The Pollution Pods are five pods connected by passages; each holding the atmosphere of one of the world’s four most polluted cities.

But Pinksy’s conscious raising installation is just one portion of the annual STARMUS Festival, which is part gathering of scientists as well as artists coupled with rock concerts. Highlighting the Festival this year are events featuring Stephen Hawking, 12 prize winners and 10 astronauts including Buzz Aldrin.  The artist’s project is the culmination of Norwegian University of Science and Technology’s  Climart, a four-year research examining the ways visual art can affect the perception of climate change.

Although Pinksy is still a bit under the radar here, the UN Climate Change Conference reined him in two years ago to create one of his captivating endeavours. For his “L’eau qui dort” (Sleeping Water) working with divers, Pinsky dredged up rusty box springs, discarded bicycles and shopping carts from a canal which were then fixed on metal shafts and suspended just above the surface of the Canal de l’Ourcq in northern Paris. His aim? “Making people aware of just how much we throw away and polluted waters,” says Pinksy.

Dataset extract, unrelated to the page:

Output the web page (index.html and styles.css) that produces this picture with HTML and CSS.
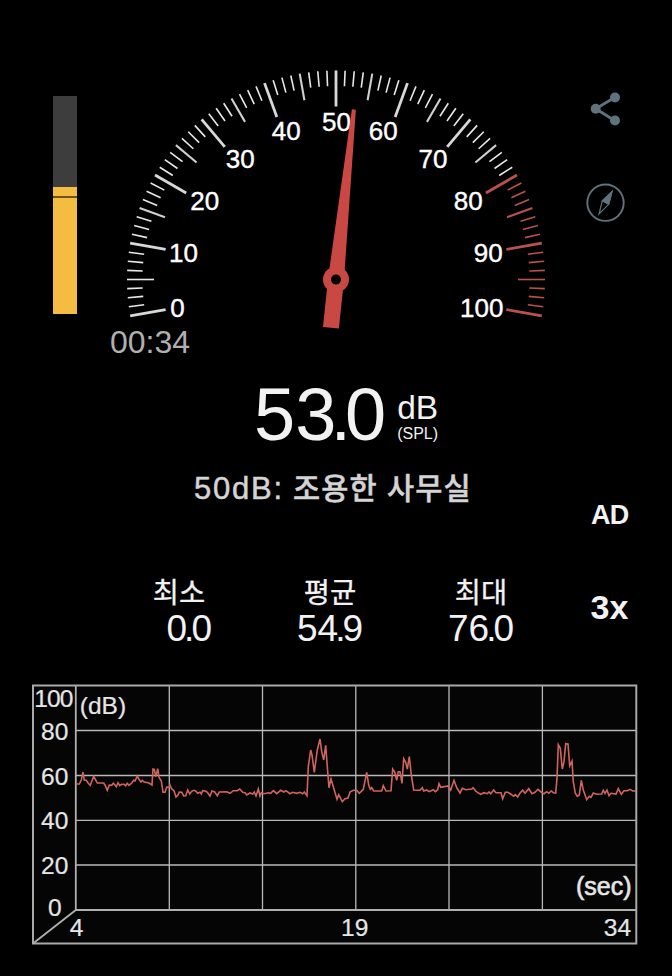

Photo by Stein Roar Leite.

Telling of his attention grabbing oeuvre in the haute museum world, the TATE Britain, V&A Museum as well as London’s ICA and Saatchi Gallery have all featured his work.

But if you can’t jet over to Norway and saunter through Pinsky’s Pods, fear not. Right now, he’s working out the final details of a global tour. First stops will be the Norwegian cities of Betgen and Oslo and then London next year. If that’s not enough, China is also on his schedule. “New York would also be great,” he says.